WORK REQUIRED -
Return every line of the data below that includes the string "React".

═════ MATERIAL PROVIDED ═════

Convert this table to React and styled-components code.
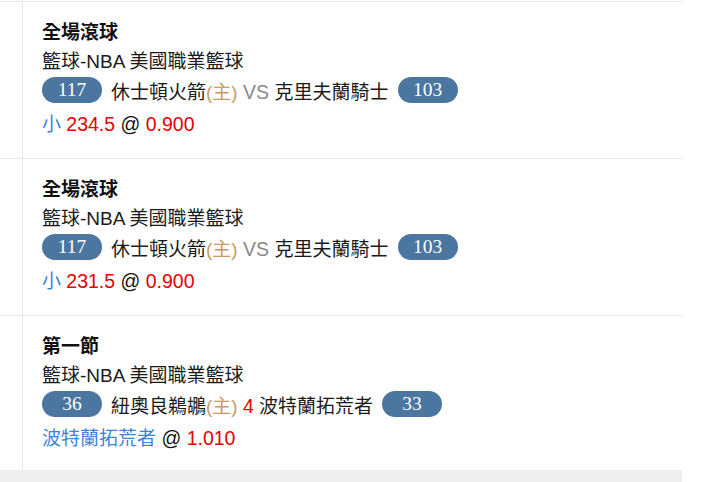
import React from "react";
import styled, { createGlobalStyle } from "styled-components";

const Global = createGlobalStyle`
  html, body { margin: 0; padding: 0; background: #fff; }
  body { font-family: "Liberation Sans", "Noto Sans CJK TC", sans-serif; }
`;

const Page = styled.div`
  width: 682px;
  min-height: 482px;
  background: #efefef;
`;

const List = styled.div`
  background: #fff;
  margin-top: 1px;
  border-top: 1px solid #e8e8e8;
`;

const Row = styled.div`
  display: grid;
  grid-template-columns: 23px 1fr;
  height: 156px;
  border-bottom: 1px solid #e8e8e8;

  &:last-child {
    height: 154px;
    border-bottom: none;
  }
`;

const Gutter = styled.div`
  border-right: 1px solid #e8e8e8;
`;

const Body = styled.div`
  padding: 16px 0 0 19px;
  font-size: 19px;
  color: #1a1a1a;
`;

const Title = styled.div`
  font-weight: bold;
  line-height: 30px;
  color: #111;
`;

const League = styled.div`
  line-height: 28px;
`;

const Match = styled.div`
  display: flex;
  align-items: center;
  gap: 9px;
  height: 28px;
  white-space: pre;
`;

const Score = styled.span`
  display: inline-flex;
  align-items: center;
  justify-content: center;
  width: 60px;
  height: 26px;
  border-radius: 13px;
  background: #4a76a0;
  color: #fff;
  font-family: "Liberation Serif", "DejaVu Serif", serif;
  font-size: 19.5px;
`;

const Bet = styled.div`
  margin-top: 5px;
  line-height: 30px;
  white-space: pre;
`;

const Tone = styled.span`
  font-size: ${(p) => (p.$latin ? "19.5px" : "inherit")};
  color: ${(p) =>
    p.$tone === "red"
      ? "#e60000"
      : p.$tone === "blue"
      ? "#3d84d6"
      : p.$tone === "tan"
      ? "#c99a62"
      : p.$tone === "gray"
      ? "#8a8a8a"
      : "#111"};
`;

const items = [
  {
    title: "全場滾球",
    home: "117",
    away: "103",
    mid: [["休士頓火箭", null], ["(主)", "tan"], [" VS ", "gray", true], ["克里夫蘭騎士", null]],
    bet: [["小", "blue"], [" "], ["234.5", "red", true], [" @ ", "dark", true], ["0.900", "red", true]],
  },
  {
    title: "全場滾球",
    home: "117",
    away: "103",
    mid: [["休士頓火箭", null], ["(主)", "tan"], [" VS ", "gray", true], ["克里夫蘭騎士", null]],
    bet: [["小", "blue"], [" "], ["231.5", "red", true], [" @ ", "dark", true], ["0.900", "red", true]],
  },
  {
    title: "第一節",
    home: "36",
    away: "33",
    mid: [["紐奧良鵜鶘", null], ["(主)", "tan"], [" "], ["4", "red", true], [" 波特蘭拓荒者", null]],
    bet: [["波特蘭拓荒者", "blue"], [" @ ", "dark", true], ["1.010", "red", true]],
  },
];

const renderParts = (parts) =>
  parts.map(([t, tone, latin], i) =>
    tone ? (
      <Tone key={i} $tone={tone} $latin={latin}>
        {t}
      </Tone>
    ) : (
      <React.Fragment key={i}>{t}</React.Fragment>
    )
  );

export default function App() {
  return (
    <>
      <Global />
      <Page>
        <List>
          {items.map((it, idx) => (
            <Row key={idx}>
              <Gutter />
              <Body>
                <Title>{it.title}</Title>
                <League>籃球-NBA 美國職業籃球</League>
                <Match>
                  <Score>{it.home}</Score>
                  <span>{renderParts(it.mid)}</span>
                  <Score>{it.away}</Score>
                </Match>
                <Bet>{renderParts(it.bet)}</Bet>
              </Body>
            </Row>
          ))}
        </List>
      </Page>
    </>
  );
}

═════

RESPONSE BELOW -
Convert this table to React and styled-components code.
import React from "react";
      <React.Fragment key={i}>{t}</React.Fragment>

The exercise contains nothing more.